PROVIDED DATA =>
## start

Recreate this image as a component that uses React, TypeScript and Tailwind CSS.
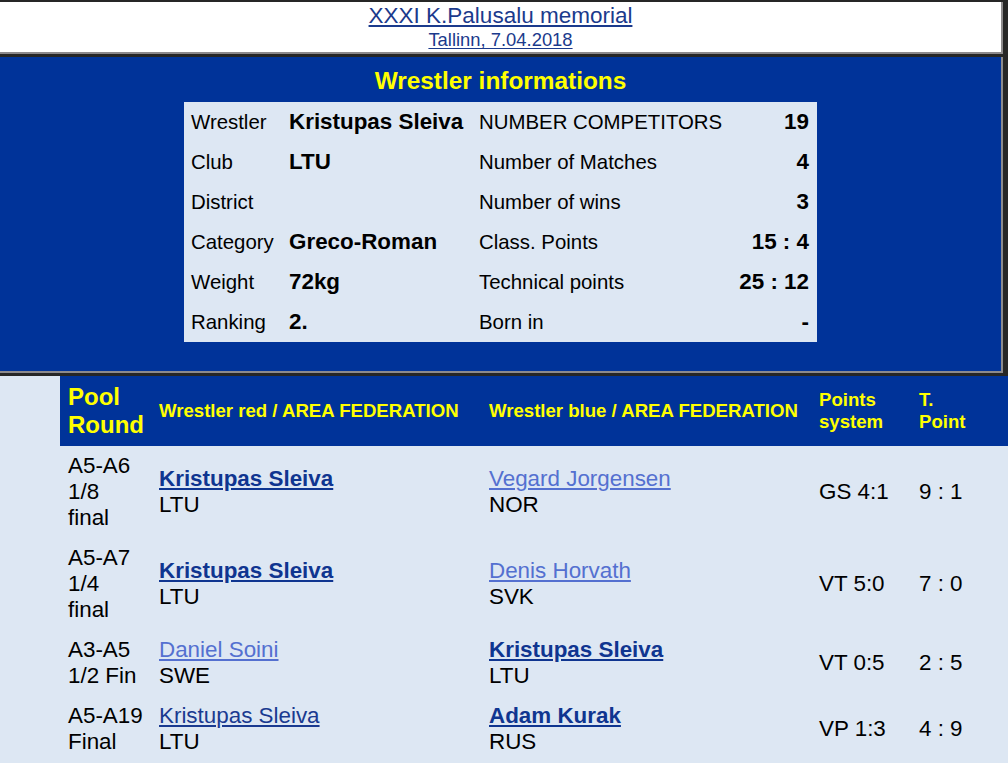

## end
## start

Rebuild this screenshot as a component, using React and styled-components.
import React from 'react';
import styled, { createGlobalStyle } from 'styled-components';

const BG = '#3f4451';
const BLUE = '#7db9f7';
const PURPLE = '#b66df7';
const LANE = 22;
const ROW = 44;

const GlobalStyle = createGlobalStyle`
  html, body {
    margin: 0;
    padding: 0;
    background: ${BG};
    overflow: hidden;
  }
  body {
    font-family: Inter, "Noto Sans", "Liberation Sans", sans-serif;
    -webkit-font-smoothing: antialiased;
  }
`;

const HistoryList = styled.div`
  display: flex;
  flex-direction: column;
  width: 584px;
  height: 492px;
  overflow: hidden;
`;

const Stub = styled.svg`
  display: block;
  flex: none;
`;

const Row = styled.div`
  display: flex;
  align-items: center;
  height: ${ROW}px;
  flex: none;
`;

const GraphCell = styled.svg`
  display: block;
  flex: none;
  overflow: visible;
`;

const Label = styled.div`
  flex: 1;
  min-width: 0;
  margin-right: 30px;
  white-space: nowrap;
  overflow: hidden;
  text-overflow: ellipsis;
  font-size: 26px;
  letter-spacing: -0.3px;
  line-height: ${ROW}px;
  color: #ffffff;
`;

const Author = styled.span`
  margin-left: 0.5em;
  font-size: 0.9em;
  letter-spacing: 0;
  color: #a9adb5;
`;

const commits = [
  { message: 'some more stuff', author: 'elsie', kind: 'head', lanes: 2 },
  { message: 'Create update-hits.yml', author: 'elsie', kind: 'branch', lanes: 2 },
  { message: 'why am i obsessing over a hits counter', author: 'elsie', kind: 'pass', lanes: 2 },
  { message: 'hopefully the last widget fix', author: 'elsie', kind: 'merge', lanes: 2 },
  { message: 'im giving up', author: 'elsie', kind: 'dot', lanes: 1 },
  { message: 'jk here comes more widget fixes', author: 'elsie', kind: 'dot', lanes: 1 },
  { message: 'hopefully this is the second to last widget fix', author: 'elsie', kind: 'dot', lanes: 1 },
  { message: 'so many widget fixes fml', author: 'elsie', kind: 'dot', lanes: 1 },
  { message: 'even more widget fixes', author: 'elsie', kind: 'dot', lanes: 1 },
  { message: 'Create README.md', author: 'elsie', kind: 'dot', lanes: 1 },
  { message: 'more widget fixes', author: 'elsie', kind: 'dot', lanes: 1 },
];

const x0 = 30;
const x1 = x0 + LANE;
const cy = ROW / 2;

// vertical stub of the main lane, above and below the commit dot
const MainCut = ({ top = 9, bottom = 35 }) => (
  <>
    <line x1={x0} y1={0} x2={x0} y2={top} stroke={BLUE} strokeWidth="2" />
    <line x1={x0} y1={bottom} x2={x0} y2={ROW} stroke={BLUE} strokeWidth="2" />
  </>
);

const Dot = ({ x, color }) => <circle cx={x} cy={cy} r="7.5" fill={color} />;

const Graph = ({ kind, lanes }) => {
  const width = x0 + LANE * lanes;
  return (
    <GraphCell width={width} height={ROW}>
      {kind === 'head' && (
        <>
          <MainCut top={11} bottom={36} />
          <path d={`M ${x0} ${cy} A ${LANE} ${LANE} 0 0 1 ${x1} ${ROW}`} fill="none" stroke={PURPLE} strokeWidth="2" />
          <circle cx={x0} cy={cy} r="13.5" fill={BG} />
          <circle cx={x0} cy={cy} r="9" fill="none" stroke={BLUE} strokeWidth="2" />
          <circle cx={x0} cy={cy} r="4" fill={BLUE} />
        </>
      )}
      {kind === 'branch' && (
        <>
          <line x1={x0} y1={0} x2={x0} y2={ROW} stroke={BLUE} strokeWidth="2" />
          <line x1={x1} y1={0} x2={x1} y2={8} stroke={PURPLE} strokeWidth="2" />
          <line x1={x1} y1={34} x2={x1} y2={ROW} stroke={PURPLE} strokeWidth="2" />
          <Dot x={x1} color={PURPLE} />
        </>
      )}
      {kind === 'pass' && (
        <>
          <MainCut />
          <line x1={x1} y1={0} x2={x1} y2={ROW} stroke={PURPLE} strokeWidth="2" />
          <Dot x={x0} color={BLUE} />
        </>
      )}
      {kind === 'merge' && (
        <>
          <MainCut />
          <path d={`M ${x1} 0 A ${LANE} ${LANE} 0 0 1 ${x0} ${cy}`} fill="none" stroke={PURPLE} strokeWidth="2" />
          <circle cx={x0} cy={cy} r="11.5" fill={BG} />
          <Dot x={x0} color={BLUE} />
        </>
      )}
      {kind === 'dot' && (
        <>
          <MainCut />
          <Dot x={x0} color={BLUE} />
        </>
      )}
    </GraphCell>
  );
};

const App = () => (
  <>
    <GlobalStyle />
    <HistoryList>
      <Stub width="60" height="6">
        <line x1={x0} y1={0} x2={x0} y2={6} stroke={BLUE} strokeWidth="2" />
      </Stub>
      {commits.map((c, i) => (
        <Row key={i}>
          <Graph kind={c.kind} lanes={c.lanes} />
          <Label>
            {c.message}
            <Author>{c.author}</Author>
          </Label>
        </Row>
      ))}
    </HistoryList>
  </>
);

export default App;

## end

EXERCISE =>
Provide an exact reproduction of only those lines that start at the line containing "Rebuild this screenshot" and end at the line containing "const ROW = 44;", inclusive.

SOLVED EXERCISE =>
Rebuild this screenshot as a component, using React and styled-components.
import React from 'react';
import styled, { createGlobalStyle } from 'styled-components';

const BG = '#3f4451';
const BLUE = '#7db9f7';
const PURPLE = '#b66df7';
const LANE = 22;
const ROW = 44;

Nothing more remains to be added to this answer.